KRI Irian merupakan kapal perang terbesar yang pernah dimiliki oleh TNI AL.

Koran Sulindo – Semula Bung Karno percaya upaya membebaskan Papua Barat bisa dilakukan dengan negosiasi bilateral langsung dengan Belanda.

Namun ketika upaya itu gagal, ide Bung Karno meminta dukungan di Majelis Umum PBB juga terbukti menjadi kesia-siaan belaka.

Di sisi lain, sesuai amanat Proklamasi Kemerdekaan Indonesia 17 Agustus 1945  wilayah Indonesia mencakup seluruh wilayah jajahan Hindia Belanda termasuk wilayah barat Pulau Papua.

Pada Konverensi Meja Bundar tahun 1949, Belanda dan Indonesia gagal mencapai kata sepakat soal Papua Barat. Kedua belah pihak hanya menyetujui soal itu akan dibicarakan kembali dalam jangka waktu 1 tahun.

Bulan Desember 1950, PBB memutuskan bahwa Papua barat memiliki hak merdeka sesuai pasal 73e Piagam PBB.

Sementara itu, Belanda justru makin bersikukuh mengangkangi wilayah ini dan menganggapnya sebagai salah satu provinsi Kerajaan Belanda.

Mereka bahkan merancang provinsi itu kelak bakal dimerdekakan paling lambat tahun 1970.

Menurut Clarice Van den Hengel, seorang peneliti dan ahli Indonesia yang tinggal di Den Haag, AS yang telah membentuk NATO juga terang-terangan mendukung Belanda.

Di sisi lain, Stalin tidak peduli dengan Indonesia yang berada jauh di khatulistiwa. “Pada awalnya, ini adalah upaya yang sia-sia,” kata Van den Hengel seperti dilansir RBTH.

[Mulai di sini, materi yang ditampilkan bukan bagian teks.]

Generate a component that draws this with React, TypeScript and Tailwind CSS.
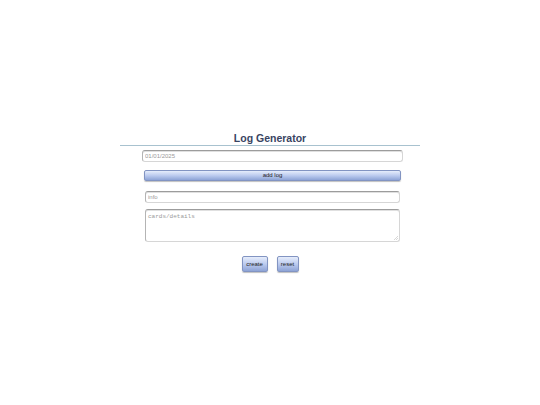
import React from "react";

export default function App() {
  const inputCls =
    "block h-[12px] rounded-[3px] border border-[#d6d6d6] border-t-[#9c9c9c] border-l-[#b4b4b4] bg-white px-[2px] text-[6px] leading-[10px] text-[#555] outline-none placeholder:text-[#9a9a9a] shadow-[inset_0_1px_0_rgba(0,0,0,0.12)]";
  const btnCls =
    "rounded-[2px] border border-[#8294c2] bg-gradient-to-b from-[#e6edfb] via-[#bccbef] to-[#8ea4d6] text-[6px] text-[#222] shadow-[0_1px_1px_rgba(0,0,0,0.25)]";
  return (
    <div
      className="min-h-[405px] w-[540px] bg-white"
      style={{ fontFamily: '"Liberation Sans", Arial, sans-serif' }}
    >
      <div className="mx-auto w-[300px] pt-[132px]">
        <div className="h-[14px] border-b border-[#a8c2cf] text-center text-[10.5px] font-bold leading-[13px] text-[#394462]">
          Log Generator
        </div>
        <div className="pt-[4px] pl-[22px]">
          <input
            readOnly
            placeholder="01/01/2025"
            className={inputCls + " w-[261px]"}
          />
        </div>
        <div className="pt-[8px] pl-[24px]">
          <button className={btnCls + " block h-[11px] w-[257px] leading-[9px]"}>
            add log
          </button>
        </div>
        <div className="pt-[10px] pl-[25px]">
          <input readOnly placeholder="info" className={inputCls + " w-[255px]"} />
        </div>
        <div className="relative ml-[25px] mt-[6px] w-[255px]">
          <textarea
            readOnly
            placeholder="cards/details"
            className="block h-[33px] w-[255px] resize-none rounded-[3px] border border-[#d6d6d6] border-t-[#9c9c9c] border-l-[#b4b4b4] bg-white px-[2px] py-[3px] text-[6px] leading-[8px] text-[#555] outline-none placeholder:text-[#9a9a9a] shadow-[inset_0_1px_0_rgba(0,0,0,0.12)]"
            style={{ fontFamily: '"Liberation Mono", "DejaVu Sans Mono", monospace' }}
          />
          <svg
            className="pointer-events-none absolute bottom-[2px] right-[2px]"
            width="4"
            height="4"
            viewBox="0 0 4 4"
          >
            <path d="M4 0 L0 4 M4 2 L2 4" stroke="#bdbdbd" strokeWidth="0.6" />
          </svg>
        </div>
        <div className="flex justify-center gap-[9px] pt-[14px]">
          <button className={btnCls + " h-[16px] w-[26px]"}>create</button>
          <button className={btnCls + " h-[16px] w-[22px]"}>reset</button>
        </div>
      </div>
    </div>
  );
}
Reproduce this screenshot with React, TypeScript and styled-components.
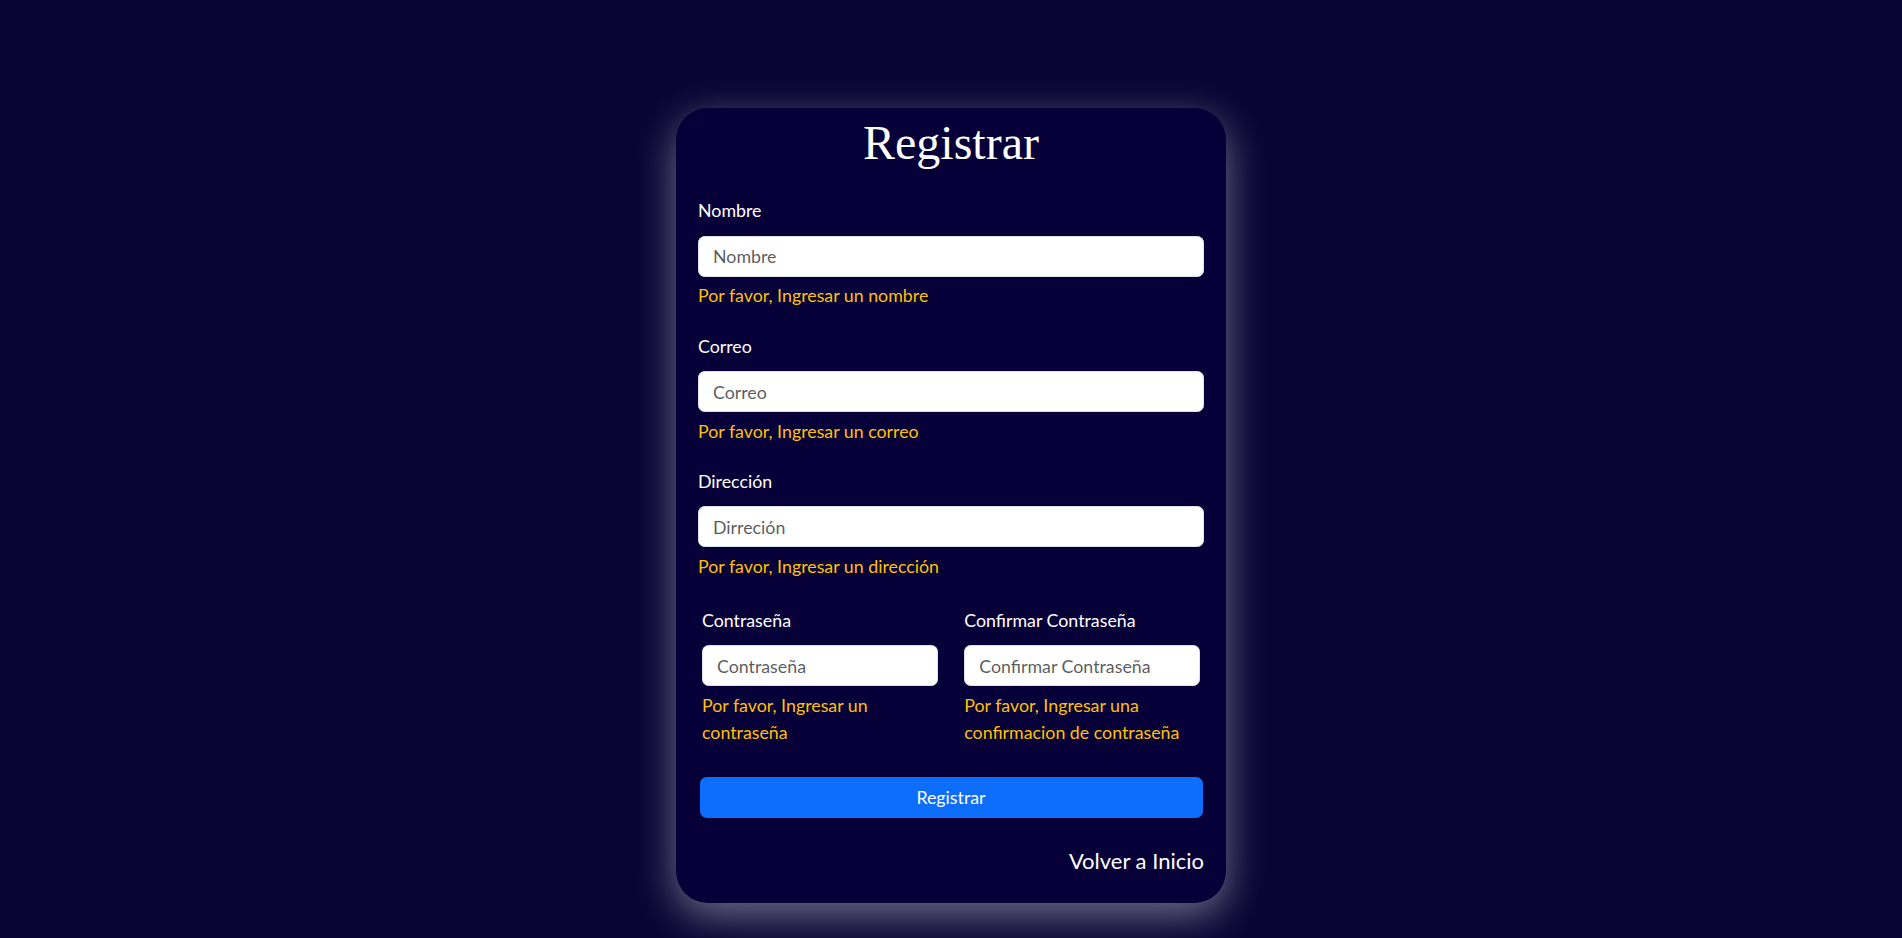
import React from 'react'
import styled, { createGlobalStyle } from 'styled-components'

interface Field {
  id: string
  label: string
  placeholder: string
  error: string
  type?: string
}

const mainFields: Field[] = [
  { id: 'nombre', label: 'Nombre', placeholder: 'Nombre', error: 'Por favor, Ingresar un nombre' },
  { id: 'correo', label: 'Correo', placeholder: 'Correo', error: 'Por favor, Ingresar un correo', type: 'email' },
  { id: 'direccion', label: 'Dirección', placeholder: 'Dirreción', error: 'Por favor, Ingresar un dirección' },
]

const passwordFields: Field[] = [
  { id: 'password', label: 'Contraseña', placeholder: 'Contraseña', error: 'Por favor, Ingresar un contraseña', type: 'password' },
  {
    id: 'confirm',
    label: 'Confirmar Contraseña',
    placeholder: 'Confirmar Contraseña',
    error: 'Por favor, Ingresar una confirmacion de contraseña',
    type: 'password',
  },
]

const GlobalStyle = createGlobalStyle`
  * {
    box-sizing: border-box;
  }
  body {
    margin: 0;
    background: #0a0433;
    font-family: Lato, "Segoe UI", Roboto, sans-serif;
    font-size: 17.8px;
    line-height: 26.4px;
    color: #fff;
  }
`

const FormField = ({ field }: { field: Field }) => (
  <Group>
    <Label htmlFor={field.id}>{field.label}</Label>
    <Input id={field.id} type={field.type ?? 'text'} placeholder={field.placeholder} />
    <Feedback>{field.error}</Feedback>
  </Group>
)

const App = () => {
  return (
    <>
      <GlobalStyle />
      <Page>
        <Card>
          <Title>Registrar</Title>
          <form onSubmit={(e) => e.preventDefault()}>
            {mainFields.map((field) => (
              <FormField key={field.id} field={field} />
            ))}
            <PasswordRow>
              {passwordFields.map((field) => (
                <FormField key={field.id} field={field} />
              ))}
            </PasswordRow>
            <SubmitBtn type='submit'>Registrar</SubmitBtn>
          </form>
          <Footer>
            <BackLink href='#'>Volver a Inicio</BackLink>
          </Footer>
        </Card>
      </Page>
    </>
  )
}

export default App

const Page = styled.div`
  display: flex;
  justify-content: center;
  min-height: 100vh;
  padding-top: 108px;
`

const Card = styled.div`
  width: 550px;
  height: 795px;
  padding: 6px 22px 26px;
  background: #070038;
  border-radius: 32px;
  box-shadow: 0 12px 40px rgba(255, 255, 255, 0.42);
`

const Title = styled.h1`
  margin: 0 0 25.7px;
  font-family: "Liberation Serif", "Times New Roman", serif;
  font-size: 48px;
  font-weight: 400;
  line-height: 1.2;
  text-align: center;
  color: #fff;
`

// 입력 그룹
const Group = styled.div`
  margin-bottom: 24px;
`
const Label = styled.label`
  display: block;
  margin-bottom: 12px;
  color: #fff;
`
const Input = styled.input`
  display: block;
  width: 100%;
  height: 41px;
  padding: 0 14px;
  font: inherit;
  color: #212529;
  background: #fff;
  border: 1px solid #dee2e6;
  border-radius: 6.6px;
  outline: none;

  &::placeholder {
    color: rgba(33, 37, 41, 0.75);
  }
`
const Feedback = styled.div`
  margin-top: 5.5px;
  color: #ffc107;
`

const PasswordRow = styled.div`
  display: grid;
  grid-template-columns: 1fr 1fr;
  column-gap: 26.5px;
  padding: 3.5px 4px 0;

  ${Group} {
    margin-bottom: 30px;
  }
  ${Feedback} {
    line-height: 27.5px;
  }
`

const SubmitBtn = styled.button`
  display: block;
  width: 503px;
  height: 41px;
  margin: 0 auto;
  padding: 0;
  font: inherit;
  color: #fff;
  background: #0d6efd;
  border: 1px solid #0d6efd;
  border-radius: 6.6px;
  cursor: pointer;
`

const Footer = styled.div`
  display: flex;
  justify-content: flex-end;
  margin-top: 26px;
`
const BackLink = styled.a`
  font-size: 22px;
  line-height: 33px;
  color: #fff;
  text-decoration: none;
`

Sementara itu, menanggapi serangan sporadis Indonesia ke beberapa wilayah di Papua Barat, Belanda justru mempercepat persiapan kemerdekaan dengan membangun Akademi Angkatan Laut tahun 1956 dan membentuk tentara Papua setahun berikutnya.

Tindakan itu dibalas Jakarta dengan membentuk Provinsi Irian Barat yang untuk sementara beribukota di Soasiu di Pulau Tidore. Sebagai gubernur pertama, Bung Karno melantik Zainal Abidin Syah pada tanggal 23 September 1956.

Semula, Indonesia mencoba meminta bantuan Amerika Serikat, namun upaya itu tak membuahkan hasil. Bung Karno akhirnya berpaling kepada kepada Blok Timur dalam kunjungan pertamanya ke Moskow pada tahun 1956.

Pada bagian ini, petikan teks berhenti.